Surveillance Opponents|Demur SCOTUS Precedent

     (CN) – The Supreme Court’s dismissal of a challenge to the U.S. government’s domestic surveillance program, months before leaked documents materialized the “speculative” harm, has no bearing on newer cases, lawyers told a federal judge.
     Carolyn Jewel leads a class action challenge to the National Security Administration’s Terrorist Surveillance Program, calling it an abuse of executive privilege that monitors law-abiding customers.
     The class claims that the NSA’s implementation of the Terrorist Surveillance Program, signed into law after the Sept. 11, 2011, terrorist attacks, violates the Constitution and the Foreign Intelligence Surveillance Act (FISA). It is represented by the Electronic Frontier Foundation, a digital privacy rights organization.
     Jewel’s case had been slogging along for years when in June 2013 former NSA contractor Edward Snowden leaked documents revealing that the NSA had forced Verizon to hand over “all call detail records or ‘telephony metadata'” of U.S. customers placing international domestic and local calls.”
     The revelation was just months shy of helping sustain a similar challenge, which the U.S. Supreme Court dismissed as “speculative” with the February 2013 ruling Clapper v. Amnesty International.
     In July, a month after Snowden’s revelations, the judge presiding over Jewel’s case barred the government from using the state secrets defense to keep a lid on surveillance information.
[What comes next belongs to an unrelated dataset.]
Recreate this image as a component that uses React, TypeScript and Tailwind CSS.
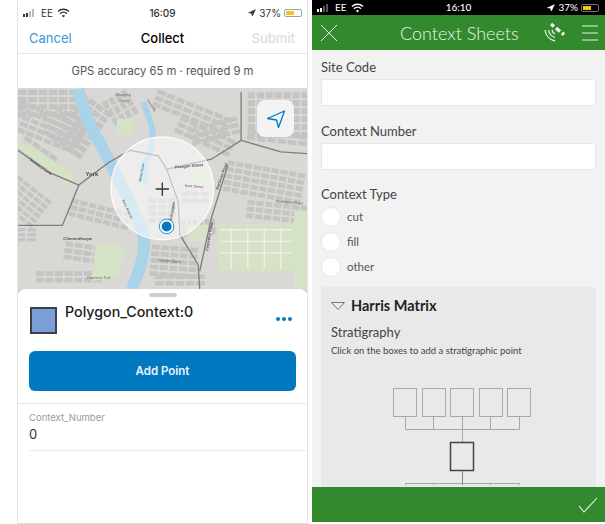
import { Navigation } from "lucide-react";

// street blocks on the map: x, y, columns, rows, rotation, block width, block height
const blockGroups = [
  [6, 12, 6, 4, 0, 26, 16], [10, 40, 8, 5, 22, 24, 14], [200, 20, 4, 8, 35, 24, 16],
  [330, 10, 3, 4, 60, 24, 16], [430, 10, 8, 3, 22, 26, 14], [500, 90, 6, 3, 25, 26, 14],
  [700, 20, 7, 6, 0, 22, 18], [700, 130, 7, 2, 6, 26, 14], [6, 270, 5, 6, 38, 22, 12],
  [6, 430, 7, 8, 90, 10, 26], [60, 430, 3, 8, 90, 10, 26], [170, 340, 7, 3, 14, 22, 14],
  [150, 470, 4, 3, 8, 24, 14], [640, 225, 9, 5, 10, 22, 14], [520, 130, 5, 3, -15, 26, 14],
  [410, 480, 5, 5, 4, 24, 14], [400, 340, 3, 4, 0, 24, 14], [600, 400, 2, 6, 85, 22, 12],
  [700, 345, 7, 3, 6, 22, 14], [30, 150, 4, 3, 35, 26, 14], [120, 60, 4, 5, 25, 24, 14],
  [500, 320, 3, 2, 0, 24, 14], [60, 560, 7, 2, 0, 24, 14], [420, 570, 5, 2, 0, 26, 14],
];

const labels = [
  { t: "Clementhorpe", x: 143, y: 465, s: 13, w: 700, r: 0, c: "#4a4a4a" },
  { t: "York", x: 210, y: 272, s: 18, w: 700, r: 0, c: "#4a4a4a" },
  { t: "Paragon Street", x: 480, y: 250, s: 12, w: 700, r: -5, c: "#555" },
  { t: "Kent Street", x: 510, y: 305, s: 11, w: 400, r: 5, c: "#555" },
  { t: "Nunnery Lane", x: 40, y: 225, s: 12, w: 700, r: 35, c: "#555" },
  { t: "Barbican Road", x: 610, y: 315, s: 12, w: 700, r: -70, c: "#555" },
  { t: "Cemetery Road", x: 580, y: 500, s: 12, w: 700, r: -80, c: "#555" },
  { t: "Terry Avenue", x: 320, y: 345, s: 11, w: 400, r: 65, c: "#555" },
  { t: "River Foss", x: 378, y: 290, s: 11, w: 700, r: -80, c: "#2d7fa8" },
  { t: "Rowntree Park", x: 215, y: 584, s: 11, w: 400, r: 0, c: "#4d8a3c" },
  { t: "Shopping", x: 300, y: 30, s: 11, w: 400, r: 0, c: "#666" },
  { t: "Centre", x: 310, y: 48, s: 11, w: 400, r: 0, c: "#666" },
  { t: "Heslington Road", x: 785, y: 352, s: 11, w: 400, r: 5, c: "#555" },
  { t: "Bishopgate", x: 470, y: 410, s: 11, w: 700, r: -80, c: "#555" },
  { t: "Grange Garth", x: 430, y: 530, s: 11, w: 400, r: 5, c: "#555" },
  { t: "Piccadilly", x: 395, y: 45, s: 10, w: 400, r: 55, c: "#555" },
];

function MapDrawing() {
  return (
    <svg viewBox="6 9 873 615" className="block h-full w-full blur-[0.6px]">
      <rect x="0" y="0" width="890" height="640" fill="#d9d8d5" />
      {blockGroups.map(([x, y, cols, rows, rot, w, h], g) => (
        <g key={g} transform={`rotate(${rot} ${x} ${y})`}>
          {Array.from({ length: cols * rows }).map((_, i) => (
            <rect
              key={i}
              x={x + (i % cols) * (w + 5)}
              y={y + Math.floor(i / cols) * (h + 6)}
              width={w}
              height={h}
              fill="#c4c4c2"
            />
          ))}
        </g>
      ))}
      <path d="M610 420h235v140H610zM520 420h60v50h-60zM240 470l90 20-20 90-80 10zM305 100h50v50h-50zM6 160l170 110-10 30L6 190z" fill="#d6e2c6" />
      <path d="M840 380h40v230h-40zM530 250h60v50h-60z" fill="#d6e2c6" />
      <path d="M620 435h215M620 470h215M620 505h215M650 430v125M700 430v125M750 430v125M800 430v125" stroke="#efefe9" strokeWidth="4" fill="none" />
      <path d="M188 10C200 70 225 130 262 190C300 260 345 350 378 430C400 480 380 540 350 615" stroke="#a9d3e8" strokeWidth="36" fill="none" />
      <path d="M385 50C405 100 425 150 405 200C390 235 380 260 395 300" stroke="#a9d3e8" strokeWidth="18" fill="none" />
      <g fill="none" stroke="#7d7d7d" strokeWidth="4">
        <path d="M680 20V165L800 200L880 205" />
        <path d="M680 165L590 222L500 242L455 252L430 212L345 195L280 232L190 300L140 422L6 422" />
        <path d="M6 195L100 262L190 300" />
        <path d="M455 252L490 350L495 450L550 540L555 615" />
        <path d="M640 240L590 400L555 560" />
      </g>
      <circle cx="442" cy="310" r="155" fill="#ffffff" fillOpacity="0.55" stroke="#ffffff" strokeWidth="4" strokeOpacity="0.85" />
      {labels.map((l) => (
        <text
          key={l.t}
          x={l.x}
          y={l.y}
          fontSize={l.s}
          fontWeight={l.w}
          fill={l.c}
          fontFamily="'Liberation Sans', sans-serif"
          transform={l.r ? `rotate(${l.r} ${l.x} ${l.y})` : undefined}
        >
          {l.t}
        </text>
      ))}
      <path d="M422 312h40M442 292v40" stroke="#333" strokeWidth="4" />
      <circle cx="455" cy="425" r="22" fill="#ffffff" stroke="#0079c1" strokeWidth="2.5" />
      <circle cx="455" cy="425" r="15" fill="#0079c1" />
    </svg>
  );
}

function StatusBar({ time, dark }: { time: string; dark?: boolean }) {
  const c = dark ? "#ffffff" : "#333333";
  return (
    <div className={`relative flex items-center justify-between text-[10px] ${dark ? "h-[15px] bg-black pl-[5px] pr-[6px] text-white" : "h-[25px] pl-[5px] pr-[5px] pt-[1px] text-[#333]"}`}>
      <div className="flex items-center gap-[4px]">
        <svg width="14" height="8" viewBox="0 0 14 8">
          <rect x="0" y="5" width="2" height="3" fill={c} />
          <rect x="3" y="4" width="2" height="4" fill={c} />
          <rect x="6" y="2" width="2" height="6" fill={c} opacity="0.35" />
          <rect x="9" y="0" width="2" height="8" fill={c} opacity="0.35" />
        </svg>
        <span>EE</span>
        <svg width="13" height="10" viewBox="0 0 13 10" fill="none" stroke={c}>
          <path d="M1 3.5a8 8 0 0 1 11 0" strokeWidth="1.4" />
          <path d="M3 5.7a5 5 0 0 1 7 0" strokeWidth="1.4" />
          <path d="M6.5 9.5L4.9 7.7a2.4 2.4 0 0 1 3.2 0z" fill={c} stroke="none" />
        </svg>
      </div>
      <span className="absolute left-1/2 -translate-x-1/2 font-medium">{time}</span>
      <div className="flex items-center gap-[3px]">
        <Navigation size={8} fill={c} stroke={c} />
        <span>37%</span>
        <div className={`flex h-[8px] w-[18px] items-center rounded-[2px] border p-[1px] ${dark ? "border-gray-500" : "border-gray-400"}`}>
          <div className="h-full w-[8px] bg-[#f5c518]" />
        </div>
      </div>
    </div>
  );
}

function CollectScreen() {
  return (
    <div className="flex w-[291px] flex-col border-x border-[#e4e4e4] font-['Inter',sans-serif]">
      <StatusBar time="16:09" />
      <div className="relative flex h-[29px] items-center justify-between border-b border-[#e5e5e5] pl-[11px] pr-[12px] text-[13px]">
        <span className="text-[#3b96d6]">Cancel</span>
        <span className="absolute left-1/2 -translate-x-1/2 font-medium text-black">Collect</span>
        <span className="font-medium text-[#dcdcdc]">Submit</span>
      </div>
      <div className="flex h-[34px] items-center justify-center text-[11.25px] text-[#555]">
        GPS accuracy 65 m · required 9 m
      </div>
      <div className="relative h-[205px] overflow-hidden">
        <MapDrawing />
        <div className="absolute right-[13px] top-[12px] flex h-[37px] w-[37px] items-center justify-center rounded-[8px] bg-[#f3f3f3]">
          <svg width="20" height="20" viewBox="0 0 20 20" fill="none" stroke="#0079c1" strokeWidth="1.3" strokeLinejoin="round">
            <path d="M1.5 9.5L18.5 2L12.5 18.5L10.5 11z" />
          </svg>
        </div>
      </div>
      <div className="relative z-10 -mt-[4px] flex flex-1 flex-col rounded-t-[8px] border-b border-[#ddd] bg-white">
        <div className="mx-auto mt-[4px] h-[4px] w-[28px] rounded-full bg-[#cfcfcf]" />
        <div className="flex items-start px-[12px] pt-[10px]">
          <div className="h-[27px] w-[27px] border-2 border-[#3c4048] bg-[#7a9fd8]" />
          <span className="ml-[8px] mt-[-5px] flex-1 text-[14.25px] font-medium leading-[20px] text-[#1a1a1a]">Polygon_Context:0</span>
          <div className="mr-[3px] mt-[10px] flex gap-[2px]">
            <span className="h-[4px] w-[4px] rounded-full bg-[#0079c1]" />
            <span className="h-[4px] w-[4px] rounded-full bg-[#0079c1]" />
            <span className="h-[4px] w-[4px] rounded-full bg-[#0079c1]" />
          </div>
        </div>
        <div className="mx-[11px] mt-[17px] flex h-[40px] items-center justify-center rounded-[6px] bg-[#0079c1] pt-[2px] text-[11.5px] font-semibold text-[#e8f2f9]">
          Add Point
        </div>
        <div className="mt-[12px] border-t border-[#e6e6e6] pl-[11px] pt-[7px]">
          <div className="text-[9.5px] leading-[13px] text-[#9a9a9a]">Context_Number</div>
          <div className="border-b border-[#ececec] pb-[7px] pt-[2px] text-[13px] leading-[17px] text-[#333]">0</div>
        </div>
      </div>
    </div>
  );
}

function FieldLabel({ children }: { children: string }) {
  return <div className="text-[13px] leading-[16px] text-[#444]">{children}</div>;
}

function TextField() {
  return <div className="mt-[4px] h-[27px] rounded-[3px] border border-[#e6e6e6] bg-white" />;
}

function Radio({ label }: { label: string }) {
  return (
    <div className="flex h-[25px] items-center gap-[6px]">
      <div className="h-[20px] w-[20px] rounded-full border border-[#e8e8e8] bg-white" />
      <span className="text-[11.5px] text-[#555]">{label}</span>
    </div>
  );
}

function HarrisDiagram() {
  const tops = [393, 422, 450, 479, 507];
  return (
    <svg width="150" height="100" viewBox="390 385 150 100" className="mx-auto mt-[28px] block shrink-0 translate-x-[1px]">
      <g fill="none" stroke="#a8a8a8" strokeWidth="1">
        {tops.map((x) => (
          <rect key={x} x={x + 0.5} y={388.5} width={23} height={28} />
        ))}
        <path d="M405.5 417V429.5H519.5V417M433.5 417V429.5M462.5 417V442M490.5 417V429.5" />
        <path d="M405.5 490V483.5H519.5V490M433.5 484V490M490.5 484V490" />
      </g>
      <rect x={450.5} y={442.5} width={23} height={28} fill="none" stroke="#444" strokeWidth="1.5" />
      <path d="M462.5 471V490" stroke="#888" />
    </svg>
  );
}

function ContextSheetsScreen() {
  return (
    <div className="flex h-[522px] w-[293px] flex-col bg-[#f2f2f2] font-['Lato',sans-serif]">
      <StatusBar time="16:10" dark />
      <div className="relative flex h-[35px] shrink-0 items-center justify-between bg-[#338a2e] pl-[8px] pr-[7px]">
        <svg width="18" height="18" viewBox="0 0 18 18" stroke="#e8f3e6" strokeWidth="1" fill="none">
          <path d="M1 1L17 17M17 1L1 17" />
        </svg>
        <span className="absolute left-[88px] text-[18px] font-light leading-none text-[#e8f3e6]">Context Sheets</span>
        <div className="flex items-center gap-[17px]">
          <svg width="22" height="22" viewBox="0 0 22 22" fill="none" stroke="#e8f3e6">
            <path d="M8 2L11 4.500M13 6L17 9.500M19 11L21 12.500" strokeWidth="3.500" />
            <path d="M9 8A6 6 0 0 0 12 12" strokeWidth="1.300" />
            <path d="M5.500 8A9.500 9.500 0 0 0 12 15.500" strokeWidth="1.300" />
            <path d="M2 8A13 13 0 0 0 12 19" strokeWidth="1.300" />
          </svg>
          <svg width="16" height="16" viewBox="0 0 16 16" stroke="#e8f3e6" strokeWidth="1">
            <path d="M0 1h16M0 8h16M0 15h16" />
          </svg>
        </div>
      </div>
      <div className="flex min-h-0 flex-1 flex-col overflow-hidden px-[9px] pt-[9px]">
        <FieldLabel>Site Code</FieldLabel>
        <TextField />
        <div className="mt-[17px]"><FieldLabel>Context Number</FieldLabel></div>
        <TextField />
        <div className="mt-[16px]"><FieldLabel>Context Type</FieldLabel></div>
        <div className="mt-[2px]">
          <Radio label="cut" />
          <Radio label="fill" />
          <Radio label="other" />
        </div>
        <div className="mt-[8px] flex min-h-0 flex-1 flex-col rounded-t-[3px] bg-[#e9e9e9] pl-[10px] pt-[10px]">
          <div className="flex items-center gap-[6px]">
            <svg width="14" height="8" viewBox="0 0 14 8" fill="none" stroke="#777">
              <path d="M0.500 0.500H13.500L7 7.500z" />
            </svg>
            <span className="text-[14.5px] font-bold leading-[18px] text-[#222]">Harris Matrix</span>
          </div>
          <div className="mt-[9px] text-[13px] leading-[16px] text-[#444]">Stratigraphy</div>
          <div className="mt-[5px] text-[9.5px] leading-[12px] text-[#444]">Click on the boxes to add a stratigraphic point</div>
          <HarrisDiagram />
        </div>
      </div>
      <div className="flex h-[35px] shrink-0 items-center justify-end bg-[#338a2e] pr-[7px]">
        <svg width="20" height="16" viewBox="0 0 20 16" fill="none" stroke="#e8f3e6" strokeWidth="1.100">
          <path d="M1 9l5 6L19 1" />
        </svg>
      </div>
    </div>
  );
}

export default function App() {
  return (
    <div className="flex h-[524px] w-[605px] gap-[4px] overflow-hidden bg-white pl-[17px]">
      <CollectScreen />
      <ContextSheetsScreen />
    </div>
  );
}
U.S. District Judge Jeffrey White said in that ruling that the FISA procedural mechanism prescribed under 50 U.S.C. § 1806(f) pre-empts such privilege.
     Citing Clapper, White then requested briefing as to whether litigating claims for untargeted surveillance would reveal whose “name was on the list of surveillance targets.”
     Jewel’s attorneys slammed the government Monday for using this question “to assert that the state secrets privilege should govern proceedings in this litigation.”
     “The government’s position remain simple: No innocent American whose communications or communications records have been swept up in the government’s mass surveillance programs can be permitted to litigate the lawfulness and constitutionality of those unprecedented programs,” the brief states.
     Unlike the case at hand, Clapper involved a very different set of circumstances where the plaintiffs could not prove that the NSA had targeted their communications, Jewel’s attorneys said.
     Arguing otherwise puts the government in the “incoherent position of trying to simultaneously engage in a very public defense of their admitted mass collections – including releasing multiple FISC opinions, appearing at congressional hearings, releasing public reports from two presidentially appointed boards, and making public statements including presidential addresses to the nation – while at the same time arguing to this court that the question of whether these mass collections are legal cannot be litigated because the fact that 134 million AT&T telephone subscribers or 16 million AT&T Internet subscribers have their communications collected would somehow be equivalent to revealing the list of names of the targets of specific investigations,” the brief states.
     No reasonable AT&T customer could assume, however, that their telephone conversations were not included in the NSA’s surveillance, Jewel’s attorneys claim.
     Echoing an earlier brief , the plaintiffs reiterated their belief that litigating their case will not harm national security.
     “The government’s reason for misstating Clapper is simple: because the Supreme court’s concern in Clapper was limited to the risk that litigation would reveal who was on the list of surveillance targets, Clapper‘s dictum does not reach plaintiffs’ claims, which challenge bulk, untargeted surveillance and which can be litigated without ever touching on who the government does or does not target for surveillance,” the brief states. “Because the actual language of Clapper does not support the government’s argument that litigating plaintiffs’ claims will harm national security, it is only by distorting Clapper‘s dictum that the government can attempt to use it as an obstacle to plaintiffs’ claims.”
     Electronic Frontier Foundation attorney Cindy Cohn represents the plaintiffs along with various co-counsel, including San Francisco-based attorney Richard Wiebe.